Ele diz que é difícil mensurar o impacto, em termos de valores, dos anúncios recentes, mas acredita que ao longo do tempo a tendência é que o renminbi se torne uma das principais moedas usadas no comércio brasileiro. “O potencial é enorme”, diz o CEO.
Desdolarização
Em fevereiro, o Banco do Povo da China, o banco central chinês, anunciou a assinatura de um memorando de entendimento (MOU) com o Banco Central brasileiro para a realização de acordos que viabilizem o pagamento do comércio entre os países na moeda chinesa, o renminbi.
A adesão do Bocom BBM ao CIPS e a definição do ICBC como clearing house estavam entre os próximos passos previstos, após o memorando assinado entre os bancos centrais, explica Karin Costa Vazquez, pesquisadora da Universidade de Fudan de Shangai e membro sênior do Center for China and Globalization.

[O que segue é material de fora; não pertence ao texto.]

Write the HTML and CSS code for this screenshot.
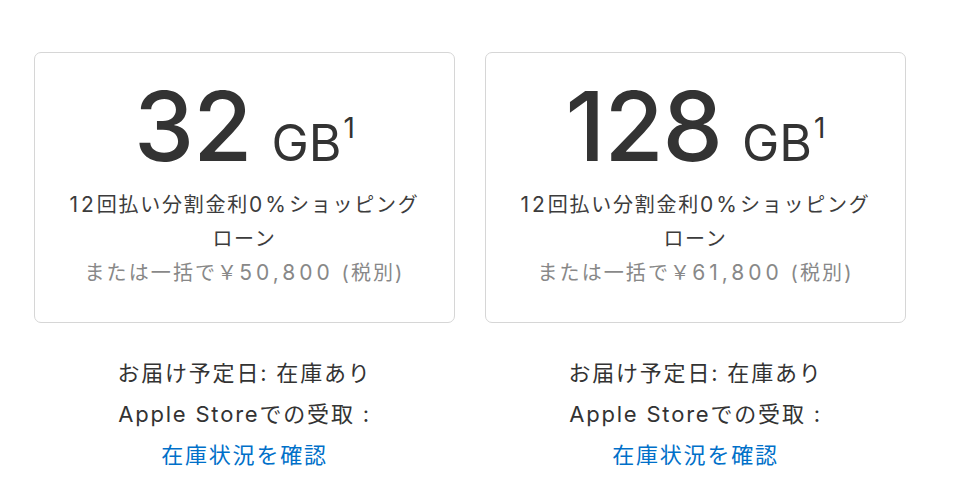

“O anúncio abre caminho para o futuro estabelecimento de acordos de compensação de renminbi no Brasil. Esses acordos podem aumentar o acesso ao financiamento overnight [operações realizadas no mesmo dia] e reduzir o custo das transações comerciais com a China”, afirma Vazquez.
Os acordos também se inserem em uma discussão geopolítica importante sobre pagamentos em moedas locais e desdolarização.
Com as facilidades de pagamento em renminbi, Brasil e China avançam em relação à desdolarização, a redução da dependência do comércio global da moeda americana.
O assunto tem sido amplamente discutido em meio à guerra entre Rússia e Ucrânia e às investidas dos russos para realizar mais transações com chineses em moedas locais. O objetivo dos chineses e russos é tentar reduzir a participação do dólar como principal moeda de troca do mundo e, assim, hegemonia dos Estados Unidos.
China pode “fincar o pé” no mercado financeiro brasileiro
Alexandre Coelho, pesquisador do Observa China e ex-diretor jurídico do Banco da China no Brasil, afirma que a possibilidade de receber pagamentos em renminbi se torna real e maior com a assinatura do memorando entre os bancos centrais e com a indicação do ICBC como clearing house. O próximo passo será abrir portas para integrações também no mercado financeiro.
Ele afirma que um dos objetivos do Brasil seria criar um “Renminbi Offshore Center”, uma estrutura de mercado de capitais que permite a transação de ativos financeiros na moeda chinesa. Países que possuem esse centro, primeiro definem uma clearing house – passo dado pelo Brasil com a definição do ICBC – e em seguida realizam contratos de Swap entre os bancos centrais, operações que envolvem troca de moedas.
“Todos os países que têm Renminbi Offshore Center, como Reino Unido, França, Alemanha, Argentina, Chile, Cingapura, Japão, Luxemburgo e até Rússia, seguem esses passos. Em sistemas mais avançados, como o do Reino Unido, as bolsas de Shangai e de Londres têm acordos para disponibilizar produtos em renminbi, como títulos de dívidas públicas denominados na moeda chinesa”, afirma Coelho
Ao ampliar a integração das moedas para o mercado financeiro, o Brasil diminui a dependência do dólar e passa a contar também com renminbi, segundo o pesquisador do Observa China.
“Do ponto de vista geopolítico, a China finca o pé na área financeira. Em suma, estamos falando da concretização de um mercado secundário de produtos financeiros em renminbi”, diz.